The parliamentary leader of Moldova’s Communist Party has asked for a criminal investigation into the publication and distribution of an antisemitic history book by Moldovan historian Paul Goma, which justifies the Holocaust, according to a November 14, 2003 report by the Jewish News Agency (AEN). In a November 13 speech to the parliament, Viktor Stepanyuk accused members of the nationalist Christian Democratic People’s Party of promoting the book—“The Red Week of June 28-July 3, 1940, or Bessarabia and the Jews”—which Mr. Stepanyuk and other critics say asserts that “Jews invented the Holocaust.” The book has been on sale in Moldova for six months, despite protests from the Jewish community.
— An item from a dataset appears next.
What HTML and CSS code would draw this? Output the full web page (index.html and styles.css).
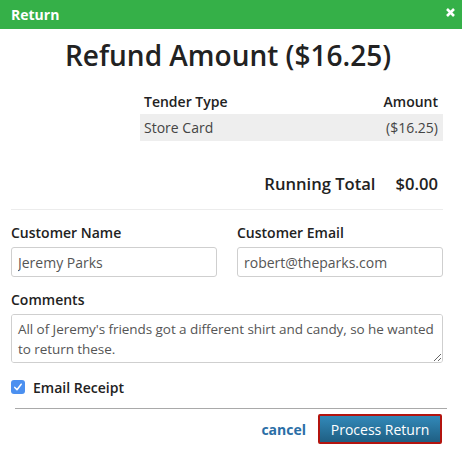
FILE: index.html
```html
<!DOCTYPE html>
<html>
<head>
<meta charset="utf-8">
<link rel="stylesheet" href="styles.css">
</head>
<body>
<div class="modal">
  <div class="header">
    <span class="header-title">Return</span>
    <svg class="close" width="9" height="9" viewBox="0 0 9 9"><path d="M1 1 L8 8 M8 1 L1 8" stroke="#fff" stroke-width="2.6" stroke-linecap="butt"/></svg>
  </div>
  <div class="content">
    <h1 class="title">Refund Amount ($16.25)</h1>
    <table class="tenders">
      <thead>
        <tr><th class="left">Tender Type</th><th class="right">Amount</th></tr>
      </thead>
      <tbody>
        <tr class="shaded"><td class="left">Store Card</td><td class="right">($16.25)</td></tr>
      </tbody>
    </table>
    <div class="running">
      <span>Running Total</span>
      <span>$0.00</span>
    </div>
    <div class="sep"></div>
    <div class="row2">
      <div class="field">
        <label class="lbl">Customer Name</label>
        <input class="inp" type="text" value="Jeremy Parks">
      </div>
      <div class="field">
        <label class="lbl">Customer Email</label>
        <input class="inp" type="text" value="robert@theparks.com">
      </div>
    </div>
    <div class="field comments">
      <label class="lbl">Comments</label>
      <textarea class="ta">All of Jeremy's friends got a different shirt and candy, so he wanted to return these.</textarea>
    </div>
    <div class="check-row">
      <span class="check"><svg width="14" height="14" viewBox="0 0 14 14"><rect x="0" y="0" width="14" height="14" rx="3" fill="#4b90f0"/><path d="M3.8 7.4 L6 9.8 L10.2 4.2" stroke="#fff" stroke-width="1.5" fill="none" stroke-linecap="round" stroke-linejoin="round"/></svg></span>
      <span class="check-label">Email Receipt</span>
    </div>
    <div class="footer-line"></div>
    <div class="actions">
      <a class="cancel">cancel</a>
      <button class="primary">Process Return</button>
    </div>
  </div>
</div>
</body>
</html>
```
FILE: styles.css
```css
html, body {
  margin: 0;
  padding: 0;
  background: #fff;
}
body {
  font-family: "Open Sans", "Noto Sans", sans-serif;
  color: #333;
  width: 462px;
  height: 454px;
  overflow: hidden;
}
.header {
  height: 29px;
  background: #35b048;
  display: flex;
  align-items: center;
  justify-content: space-between;
  padding: 0 7px 0 11px;
}
.header-title {
  color: #fff;
  font-weight: 700;
  font-size: 14px;
}
.close {
  margin-top: -4px;
}
.content {
  padding: 0 19px 0 11px;
}
.title {
  margin: 7px 0 0;
  text-align: center;
  font-size: 28px;
  font-weight: 600;
  line-height: 38px;
  color: #222;
  padding-left: 2px;
}
.tenders {
  margin: 14px 0 0 auto;
  width: 303px;
  border-collapse: collapse;
  font-size: 14px;
}
.tenders th {
  font-weight: 600;
  height: 26px;
  padding: 0 5px 0 4px;
  color: #222;
}
.tenders td {
  height: 27px;
  padding: 0 5px 0 4px;
  color: #444;
}
.left { text-align: left; }
.right { text-align: right; }
.shaded { background: #eeeeee; }
.running {
  display: flex;
  justify-content: flex-end;
  gap: 20px;
  padding-right: 5px;
  margin-top: 31px;
  font-size: 16.6px;
  font-weight: 600;
  line-height: 24px;
  color: #222;
}
.sep {
  height: 1px;
  background: #ececec;
  margin-top: 13px;
}
.row2 {
  display: flex;
  gap: 20px;
  margin-top: 13px;
}
.field {
  display: flex;
  flex-direction: column;
  flex: 1;
}
.lbl {
  font-size: 14px;
  font-weight: 600;
  line-height: 20px;
  color: #222;
  margin-bottom: 4px;
}
.inp {
  box-sizing: border-box;
  height: 30px;
  border: 1px solid #cfcfcf;
  border-radius: 3px;
  padding: 0 6px;
  font-family: "Open Sans", sans-serif;
  font-size: 14px;
  color: #555;
  margin: 0;
}
.comments {
  margin-top: 13px;
}
.ta {
  box-sizing: border-box;
  height: 49px;
  border: 1px solid #cfcfcf;
  border-radius: 3px;
  padding: 4px 3px 4px 6px;
  font-family: "Open Sans", sans-serif;
  font-size: 13.5px;
  letter-spacing: -0.06px;
  line-height: 20px;
  color: #555;
  margin: 0;
  resize: vertical;
}
.check-row {
  display: flex;
  align-items: center;
  gap: 8px;
  margin-top: 14px;
  height: 20px;
}
.check {
  display: flex;
  width: 14px;
  height: 14px;
}
.check-label {
  font-size: 14px;
  font-weight: 600;
  color: #222;
}
.footer-line {
  height: 1px;
  background: #a9a9a9;
  margin: 11px -4px 0 4px;
}
.actions {
  display: flex;
  justify-content: flex-end;
  align-items: center;
  gap: 12px;
  margin-top: 5px;
  padding-right: 1px;
}
.cancel {
  color: #2a6ea6;
  font-weight: 700;
  font-size: 14px;
}
.primary {
  box-sizing: border-box;
  height: 30px;
  width: 124px;
  border: 2px solid #b3140f;
  border-radius: 2px;
  background: linear-gradient(#3289b9, #1f5f83);
  color: #fff;
  font-family: "Open Sans", sans-serif;
  font-size: 14px;
  padding: 0;
  margin: 0;
}
```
Mr. Stepanyuk reminded the parliament that Stefan Sekeryan—a member of parliament from the Christian Democratic People’s Party—recently distributed several hundred copies of the book in the village of Koseliya Mare. Mr. Sekeryan was quoted in the AEN report defending his action as “just a gift to a school in his [Goma’s] home village” and warning that Mr. Stepanyuk wanted to censor literature and stifle free speech.
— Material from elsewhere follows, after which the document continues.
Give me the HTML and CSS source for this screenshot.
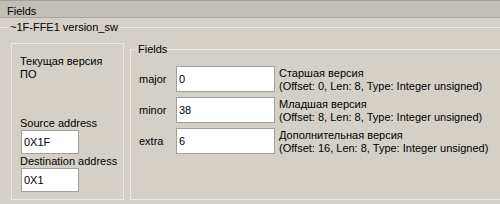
FILE: index.html
```html
<!DOCTYPE html>
<html lang="ru">
<head>
    <meta charset="UTF-8">
    <title>Fields</title>
    <link rel="stylesheet" href="styles.css">
</head>
<body>
    <div class="header">Fields</div>

    <fieldset class="version">
        <legend>~1F-FFE1 version_sw</legend>
        <div class="body">
            <div class="info">
                <div class="info-title">Текущая версия<br>ПО</div>
                <label class="addr-label">Source address</label>
                <input class="addr-input" type="text" value="0X1F">
                <label class="addr-label">Destination address</label>
                <input class="addr-input" type="text" value="0X1">
            </div>

            <fieldset class="fields">
                <legend>Fields</legend>
                <div class="row">
                    <span class="row-name">major</span>
                    <input class="row-input" type="text" value="0">
                    <div class="row-desc">Старшая версия<br>(Offset: 0, Len: 8, Type: Integer unsigned)</div>
                </div>
                <div class="row">
                    <span class="row-name">minor</span>
                    <input class="row-input" type="text" value="38">
                    <div class="row-desc">Младшая версия<br>(Offset: 8, Len: 8, Type: Integer unsigned)</div>
                </div>
                <div class="row">
                    <span class="row-name">extra</span>
                    <input class="row-input" type="text" value="6">
                    <div class="row-desc">Дополнительная версия<br>(Offset: 16, Len: 8, Type: Integer unsigned)</div>
                </div>
            </fieldset>
        </div>
    </fieldset>
</body>
</html>
```

FILE: styles.css
```css
:root {
    --face: #d4d0c8;
    --header-bg: #c3bfb8;
    --etch: #ebe8e2;
    --field-border: #a0a09c;
}

body {
    margin: 0;
    padding: 0;
    background-color: var(--face);
    color: #000;
    font-family: 'Liberation Sans', Arial, sans-serif;
    font-size: 11px;
    line-height: 13px;
    overflow: hidden;
}

.header {
    height: 12px;
    padding: 4px 7px 0;
    background-color: var(--header-bg);
    border-top: 1px solid #a3a09a;
    border-bottom: 1px solid #aaa69f;
}

.version {
    margin: 3px 0 0;
    padding: 0;
    border: none;
    border-top: 1px solid var(--etch);
}

.version > legend {
    margin-left: 8px;
    padding: 0 2px;
}

.body {
    display: flex;
    align-items: stretch;
    padding-left: 11px;
}

.info {
    display: flex;
    flex-direction: column;
    align-items: flex-start;
    width: 95px;
    height: 144px;
    margin-top: 9px;
    padding: 11px 8px 0;
    border: 1px solid var(--etch);
    white-space: nowrap;
}

.info-title {
    margin-bottom: 36px;
}

.addr-label {
    display: block;
}

.addr-input {
    width: 54px;
    height: 22px;
    margin: 0 0 1px 1px;
}

.fields {
    flex: 1;
    margin: 9px 0 0 6px;
    padding: 0 0 0 8px;
    border: 1px solid var(--etch);
    border-right: none;
}

.fields > legend {
    padding: 0;
    margin-left: -1px;
}

.row {
    display: flex;
    align-items: center;
    height: 26px;
}

.row:first-of-type {
    margin-top: 10px;
}

.row + .row {
    margin-top: 5px;
}

.row-name {
    width: 37px;
}

.row-input {
    width: 95px;
    height: 24px;
    margin-right: 4px;
}

.row-desc {
    padding-top: 1px;
    white-space: nowrap;
}

.addr-input,
.row-input {
    box-sizing: content-box;
    padding: 0 0 0 2px;
    border: 1px solid var(--field-border);
    background-color: #fff;
    color: #000;
    font-family: 'Liberation Sans', Arial, sans-serif;
    font-size: 11px;
    outline: none;
}
```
AEN also quoted historian Pyotr Shornikov on Mr. Goma’s book: “Goma is attempting to give a new appraisal of the Great Patriotic War [WWII] by following an original course of logic—‘If the Jews were enemies of Romania and its regime, then how can anybody criticize [Romania’s WWII dictator] Antonescu, who set lose a genocide against the entire Jewish population of Romania and Bessarabia?’”
It is not clear from the report how Mr. Goma’s book squares the contradictory logic of both justifying the Holocaust and denying that it ever took place.